W sobotę niespodzianek również nie brakowało. Miedź zaledwie zremisowała w Legnicy ze Stalą Rzeszów 3:3, ratując punkt w doliczonym czasie gry, a Wisła Kraków uległa u siebie Zniczowi 0:1 po trafieniu Pawła Moskwika w 27. minucie. Biała Gwiazda po raz kolejny tworzyła atak za atakiem, ale prezentowała się kompletnie nieskutecznie.
Takie wyniki oznaczają, że układ sił na podium w ogóle się nie zmienił. Lider z Niecieczy obecnie 46 punktów i wciąż o pięć wyprzedza Arkę, a o siedem Miedź. Skorzystać na tym mogą zespoły z miejsc 4-6, ponieważ siódma Wisła nie zdołała wejść do strefy barażowej.
Zwycięzcy nie było w sobotnim spotkaniu drużyn z dołu tabeli. Piętnasta Kotwica Kołobrzeg, która dopiero w piątek odzyskała zawieszoną przez PZPN licencję, dzięki bramce w końcówce spotkania Filipa Kozłowskiego zremisowała u siebie z przedostatnią Stalą Stalowa Wola 1:1.
Na niedzielę zaplanowano mecze Warty Poznań z GKS Tychy (o 12:00), Górnika Łęczna z ŁKS Łódź (14:30) i Chrobrego Głogów z Wisłą Płock (17:00), a 20. kolejkę zakończy poniedziałkowe spotkanie ostatniej Pogoni Siedlce z czwartym Ruchem Chorzów (19:00).

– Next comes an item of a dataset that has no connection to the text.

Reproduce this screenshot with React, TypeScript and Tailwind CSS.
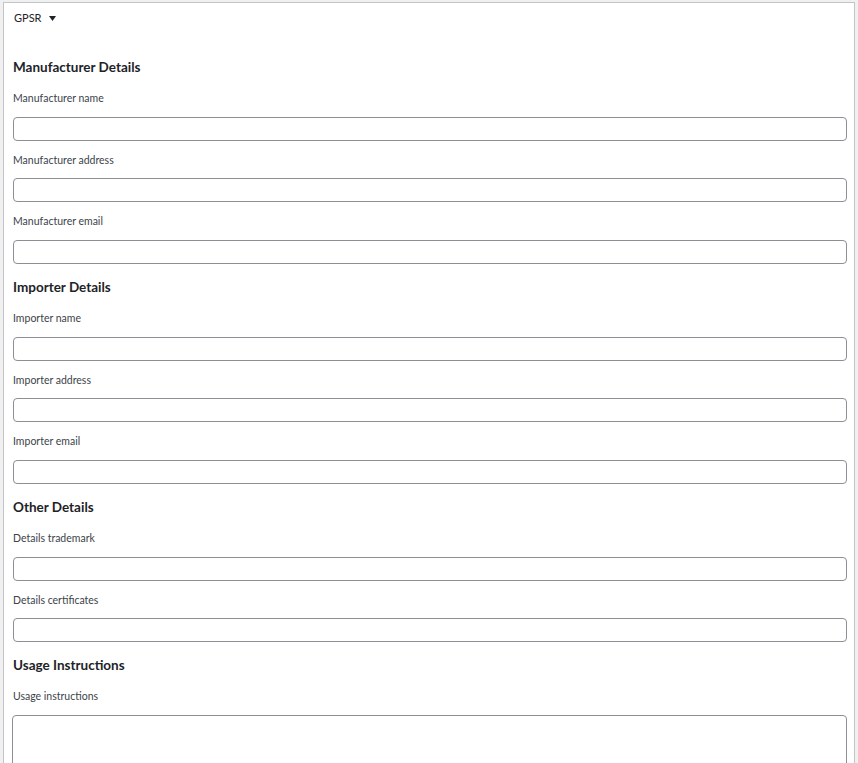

Bezpośredni awans do ekstraklasy uzyskają dwie najlepsze drużyny, zaś o trzecią przepustkę powalczą - w dwustopniowych barażach - ekipy z miejsc 3-6. Do drugiej ligi spadną trzy ostatnie zespoły, czyli z miejsc od szesnastego do osiemnastego.